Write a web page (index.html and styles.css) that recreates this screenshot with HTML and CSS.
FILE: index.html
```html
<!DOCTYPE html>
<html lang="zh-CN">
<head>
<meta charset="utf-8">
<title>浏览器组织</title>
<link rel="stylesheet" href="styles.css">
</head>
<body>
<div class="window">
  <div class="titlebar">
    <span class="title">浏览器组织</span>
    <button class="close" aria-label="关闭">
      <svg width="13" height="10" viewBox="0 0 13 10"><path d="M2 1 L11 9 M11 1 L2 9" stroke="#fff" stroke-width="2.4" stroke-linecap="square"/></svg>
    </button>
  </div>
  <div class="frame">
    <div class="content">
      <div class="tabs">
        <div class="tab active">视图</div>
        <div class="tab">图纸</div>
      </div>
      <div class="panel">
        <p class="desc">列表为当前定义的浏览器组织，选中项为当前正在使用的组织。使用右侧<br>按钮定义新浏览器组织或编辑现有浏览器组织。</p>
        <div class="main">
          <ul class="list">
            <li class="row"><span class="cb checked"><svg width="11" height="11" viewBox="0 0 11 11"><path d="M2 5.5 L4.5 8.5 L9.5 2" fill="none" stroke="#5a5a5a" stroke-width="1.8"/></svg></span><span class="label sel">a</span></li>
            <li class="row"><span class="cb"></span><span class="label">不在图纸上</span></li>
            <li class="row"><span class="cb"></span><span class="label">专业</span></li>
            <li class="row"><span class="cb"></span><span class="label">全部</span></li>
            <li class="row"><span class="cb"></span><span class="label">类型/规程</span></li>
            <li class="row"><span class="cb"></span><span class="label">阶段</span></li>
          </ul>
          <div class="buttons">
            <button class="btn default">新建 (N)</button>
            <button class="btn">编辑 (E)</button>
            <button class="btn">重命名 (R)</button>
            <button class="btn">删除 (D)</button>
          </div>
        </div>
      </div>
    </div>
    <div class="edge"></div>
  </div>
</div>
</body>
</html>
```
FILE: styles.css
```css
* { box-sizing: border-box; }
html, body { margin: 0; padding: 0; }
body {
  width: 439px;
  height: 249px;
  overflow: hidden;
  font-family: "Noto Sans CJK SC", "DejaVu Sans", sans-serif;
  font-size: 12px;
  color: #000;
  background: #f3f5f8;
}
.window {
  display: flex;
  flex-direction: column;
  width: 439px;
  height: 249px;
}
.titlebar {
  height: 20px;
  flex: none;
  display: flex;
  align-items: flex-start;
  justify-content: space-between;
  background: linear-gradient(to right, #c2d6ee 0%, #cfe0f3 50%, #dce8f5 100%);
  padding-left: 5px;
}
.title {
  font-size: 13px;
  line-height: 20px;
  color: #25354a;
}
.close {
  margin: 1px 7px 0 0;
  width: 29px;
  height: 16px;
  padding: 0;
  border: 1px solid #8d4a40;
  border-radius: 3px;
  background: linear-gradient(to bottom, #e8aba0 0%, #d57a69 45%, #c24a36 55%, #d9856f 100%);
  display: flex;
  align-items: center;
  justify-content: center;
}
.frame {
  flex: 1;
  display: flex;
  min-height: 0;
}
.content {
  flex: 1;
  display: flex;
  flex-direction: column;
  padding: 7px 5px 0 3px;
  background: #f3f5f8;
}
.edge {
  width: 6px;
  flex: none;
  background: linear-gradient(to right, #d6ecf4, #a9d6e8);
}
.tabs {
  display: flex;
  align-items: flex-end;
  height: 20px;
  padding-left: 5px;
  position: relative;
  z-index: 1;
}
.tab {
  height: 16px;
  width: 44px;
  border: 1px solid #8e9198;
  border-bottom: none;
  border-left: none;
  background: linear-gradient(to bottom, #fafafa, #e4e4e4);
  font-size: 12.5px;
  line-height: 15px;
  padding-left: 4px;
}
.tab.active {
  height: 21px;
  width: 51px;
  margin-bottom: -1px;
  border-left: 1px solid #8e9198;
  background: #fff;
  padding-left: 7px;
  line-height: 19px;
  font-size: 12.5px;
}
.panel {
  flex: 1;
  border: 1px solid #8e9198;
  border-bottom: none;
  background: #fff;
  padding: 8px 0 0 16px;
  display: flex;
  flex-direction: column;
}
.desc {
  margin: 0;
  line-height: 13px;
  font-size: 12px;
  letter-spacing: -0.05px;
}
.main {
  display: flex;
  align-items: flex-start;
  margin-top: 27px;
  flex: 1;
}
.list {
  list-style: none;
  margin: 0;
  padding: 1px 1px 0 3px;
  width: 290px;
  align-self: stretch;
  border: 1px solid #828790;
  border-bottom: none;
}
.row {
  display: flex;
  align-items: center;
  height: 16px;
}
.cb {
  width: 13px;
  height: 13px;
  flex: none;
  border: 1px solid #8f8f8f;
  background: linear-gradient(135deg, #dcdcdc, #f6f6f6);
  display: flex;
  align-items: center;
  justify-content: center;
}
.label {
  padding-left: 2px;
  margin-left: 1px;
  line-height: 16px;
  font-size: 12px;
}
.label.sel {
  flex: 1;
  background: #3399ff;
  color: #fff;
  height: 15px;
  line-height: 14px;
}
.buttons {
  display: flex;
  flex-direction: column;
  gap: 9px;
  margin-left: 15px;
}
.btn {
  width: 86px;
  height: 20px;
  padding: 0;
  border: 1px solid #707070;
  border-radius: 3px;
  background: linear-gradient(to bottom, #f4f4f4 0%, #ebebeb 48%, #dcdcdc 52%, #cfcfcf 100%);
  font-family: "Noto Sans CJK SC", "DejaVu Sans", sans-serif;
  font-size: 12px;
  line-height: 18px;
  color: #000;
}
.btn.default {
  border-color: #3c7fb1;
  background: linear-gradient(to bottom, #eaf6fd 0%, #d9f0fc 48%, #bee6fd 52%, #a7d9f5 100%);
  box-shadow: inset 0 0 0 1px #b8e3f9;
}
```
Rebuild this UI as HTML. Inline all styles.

|---|

- Aim of the task -
Please output the complete data exactly.

- Written solution -
Write a web page (index.html and styles.css) that recreates this screenshot with HTML and CSS.
FILE: index.html
```html
<!DOCTYPE html>
<html lang="zh-CN">
<head>
<meta charset="utf-8">
<title>浏览器组织</title>
<link rel="stylesheet" href="styles.css">
</head>
<body>
<div class="window">
  <div class="titlebar">
    <span class="title">浏览器组织</span>
    <button class="close" aria-label="关闭">
      <svg width="13" height="10" viewBox="0 0 13 10"><path d="M2 1 L11 9 M11 1 L2 9" stroke="#fff" stroke-width="2.4" stroke-linecap="square"/></svg>
    </button>
  </div>
  <div class="frame">
    <div class="content">
      <div class="tabs">
        <div class="tab active">视图</div>
        <div class="tab">图纸</div>
      </div>
      <div class="panel">
        <p class="desc">列表为当前定义的浏览器组织，选中项为当前正在使用的组织。使用右侧<br>按钮定义新浏览器组织或编辑现有浏览器组织。</p>
        <div class="main">
          <ul class="list">
            <li class="row"><span class="cb checked"><svg width="11" height="11" viewBox="0 0 11 11"><path d="M2 5.5 L4.5 8.5 L9.5 2" fill="none" stroke="#5a5a5a" stroke-width="1.8"/></svg></span><span class="label sel">a</span></li>
            <li class="row"><span class="cb"></span><span class="label">不在图纸上</span></li>
            <li class="row"><span class="cb"></span><span class="label">专业</span></li>
            <li class="row"><span class="cb"></span><span class="label">全部</span></li>
            <li class="row"><span class="cb"></span><span class="label">类型/规程</span></li>
            <li class="row"><span class="cb"></span><span class="label">阶段</span></li>
          </ul>
          <div class="buttons">
            <button class="btn default">新建 (N)</button>
            <button class="btn">编辑 (E)</button>
            <button class="btn">重命名 (R)</button>
            <button class="btn">删除 (D)</button>
          </div>
        </div>
      </div>
    </div>
    <div class="edge"></div>
  </div>
</div>
</body>
</html>
```
FILE: styles.css
```css
* { box-sizing: border-box; }
html, body { margin: 0; padding: 0; }
body {
  width: 439px;
  height: 249px;
  overflow: hidden;
  font-family: "Noto Sans CJK SC", "DejaVu Sans", sans-serif;
  font-size: 12px;
  color: #000;
  background: #f3f5f8;
}
.window {
  display: flex;
  flex-direction: column;
  width: 439px;
  height: 249px;
}
.titlebar {
  height: 20px;
  flex: none;
  display: flex;
  align-items: flex-start;
  justify-content: space-between;
  background: linear-gradient(to right, #c2d6ee 0%, #cfe0f3 50%, #dce8f5 100%);
  padding-left: 5px;
}
.title {
  font-size: 13px;
  line-height: 20px;
  color: #25354a;
}
.close {
  margin: 1px 7px 0 0;
  width: 29px;
  height: 16px;
  padding: 0;
  border: 1px solid #8d4a40;
  border-radius: 3px;
  background: linear-gradient(to bottom, #e8aba0 0%, #d57a69 45%, #c24a36 55%, #d9856f 100%);
  display: flex;
  align-items: center;
  justify-content: center;
}
.frame {
  flex: 1;
  display: flex;
  min-height: 0;
}
.content {
  flex: 1;
  display: flex;
  flex-direction: column;
  padding: 7px 5px 0 3px;
  background: #f3f5f8;
}
.edge {
  width: 6px;
  flex: none;
  background: linear-gradient(to right, #d6ecf4, #a9d6e8);
}
.tabs {
  display: flex;
  align-items: flex-end;
  height: 20px;
  padding-left: 5px;
  position: relative;
  z-index: 1;
}
.tab {
  height: 16px;
  width: 44px;
  border: 1px solid #8e9198;
  border-bottom: none;
  border-left: none;
  background: linear-gradient(to bottom, #fafafa, #e4e4e4);
  font-size: 12.5px;
  line-height: 15px;
  padding-left: 4px;
}
.tab.active {
  height: 21px;
  width: 51px;
  margin-bottom: -1px;
  border-left: 1px solid #8e9198;
  background: #fff;
  padding-left: 7px;
  line-height: 19px;
  font-size: 12.5px;
}
.panel {
  flex: 1;
  border: 1px solid #8e9198;
  border-bottom: none;
  background: #fff;
  padding: 8px 0 0 16px;
  display: flex;
  flex-direction: column;
}
.desc {
  margin: 0;
  line-height: 13px;
  font-size: 12px;
  letter-spacing: -0.05px;
}
.main {
  display: flex;
  align-items: flex-start;
  margin-top: 27px;
  flex: 1;
}
.list {
  list-style: none;
  margin: 0;
  padding: 1px 1px 0 3px;
  width: 290px;
  align-self: stretch;
  border: 1px solid #828790;
  border-bottom: none;
}
.row {
  display: flex;
  align-items: center;
  height: 16px;
}
.cb {
  width: 13px;
  height: 13px;
  flex: none;
  border: 1px solid #8f8f8f;
  background: linear-gradient(135deg, #dcdcdc, #f6f6f6);
  display: flex;
  align-items: center;
  justify-content: center;
}
.label {
  padding-left: 2px;
  margin-left: 1px;
  line-height: 16px;
  font-size: 12px;
}
.label.sel {
  flex: 1;
  background: #3399ff;
  color: #fff;
  height: 15px;
  line-height: 14px;
}
.buttons {
  display: flex;
  flex-direction: column;
  gap: 9px;
  margin-left: 15px;
}
.btn {
  width: 86px;
  height: 20px;
  padding: 0;
  border: 1px solid #707070;
  border-radius: 3px;
  background: linear-gradient(to bottom, #f4f4f4 0%, #ebebeb 48%, #dcdcdc 52%, #cfcfcf 100%);
  font-family: "Noto Sans CJK SC", "DejaVu Sans", sans-serif;
  font-size: 12px;
  line-height: 18px;
  color: #000;
}
.btn.default {
  border-color: #3c7fb1;
  background: linear-gradient(to bottom, #eaf6fd 0%, #d9f0fc 48%, #bee6fd 52%, #a7d9f5 100%);
  box-shadow: inset 0 0 0 1px #b8e3f9;
}
```
Rebuild this UI as HTML. Inline all styles.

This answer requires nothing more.